Date: July 5th, 2012 11:33 PM
Author: Supple Temple Lettuce
Fuck this green bullshit.
I dated a girl a few years back. Super hippie. Hot as shit, if you're into that sort of thing. Wild as fuck in bed.
She was into recycling. She rode a bike everywhere, or took the bus. She was a strict vegetarian. All of her clothes were second hand.
She didn't bathe very frequently, but she had a natural, wild odor about her. I don't know. Maybe I was just desperate and some hairy hippie pussy was better than jacking off to some video of Jenna Haze taking her 3000th cock in her ass, acting like, no really, this time it's actually almost too big for her.
She had a composting toilet. Smelled horrible. She'd take one of her giant beans and sprouts and cabbage and tofu dumps in there and come out smiling like she just gave back something to the earth. It smelled terrible, but for some fucking reason, every time she took one of those monster dumps, I wanted to fuck her disgusting asshole so bad I practically begged for it. And, to her credit, she took it like a champ, even letting me use my "non green" toxic lube I bought at CVS.
"That time of the month" for her meant that I was gonna get head.
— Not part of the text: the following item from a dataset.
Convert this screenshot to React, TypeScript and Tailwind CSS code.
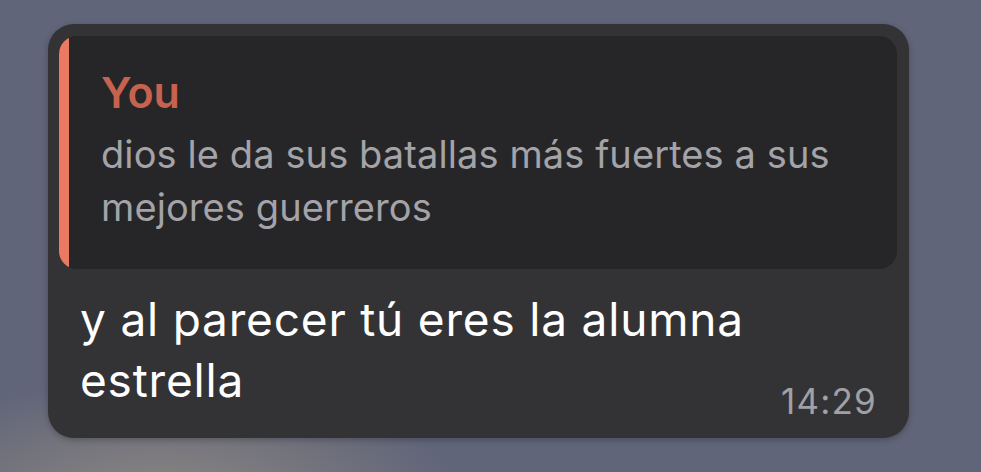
export default function App() {
  return (
    <div
      className="relative h-[472px] w-full overflow-hidden pl-[48px] pt-[24px]"
      style={{ fontFamily: 'Inter, "Noto Sans", sans-serif' }}
    >
      <div className="absolute inset-0 bg-[#616579]" />
      <div className="absolute inset-0 bg-[radial-gradient(ellipse_300px_120px_at_160px_500px,#8c8782_0%,rgba(97,101,121,0)_100%)]" />
      <div className="relative flex h-[414px] w-[861px] flex-col rounded-[26px] bg-[#333336] px-[11px] pt-[12px] shadow-[0_2px_6px_rgba(0,0,0,0.25)]">
        <div className="flex h-[233px] w-[838px] overflow-hidden rounded-[18px] bg-[#262628]">
          <div className="w-[10px] shrink-0 bg-[#ea7a62]" />
          <div className="flex flex-col pl-[32px] pt-[32px]">
            <div className="text-[43px] font-semibold leading-[48px] text-[#c7624f]">You</div>
            <div className="mt-[12px] text-[38px] leading-[53px] tracking-[0.1px] text-[#a3a3a8]">
              dios le da sus batallas más fuertes a sus
              <br />
              mejores guerreros
            </div>
          </div>
        </div>
        <div className="relative pl-[21px] pt-[20px] text-[46px] leading-[61px] tracking-[0.8px] text-white">
          y al parecer tú eres la alumna
          <br />
          estrella
          <div className="absolute bottom-[-10px] right-[21px] text-[35px] leading-[40px] tracking-[1.2px] text-[#a0a0a5]">14:29</div>
        </div>
      </div>
    </div>
  );
}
But not very enthusiastic head. More like the "I can't believe men exercise such power over women in society, but I understand that, although you're part of the patriarchy, you have sexual needs, so I am doing this purely as a gesture of kindness" blowjob. Teeth and all. I'd never finish and usually ended up having to jack off into her disgusting toilet.
But the last straw was finding out just how "green" she was. She reused tampons. Pulled them out, gave them a quick rinse and squeeze, and hung them up to dry.
Nothing like walking into your girlfriend's composting toilet bathroom and seeing bloody cotton sticks hanging from her ceiling.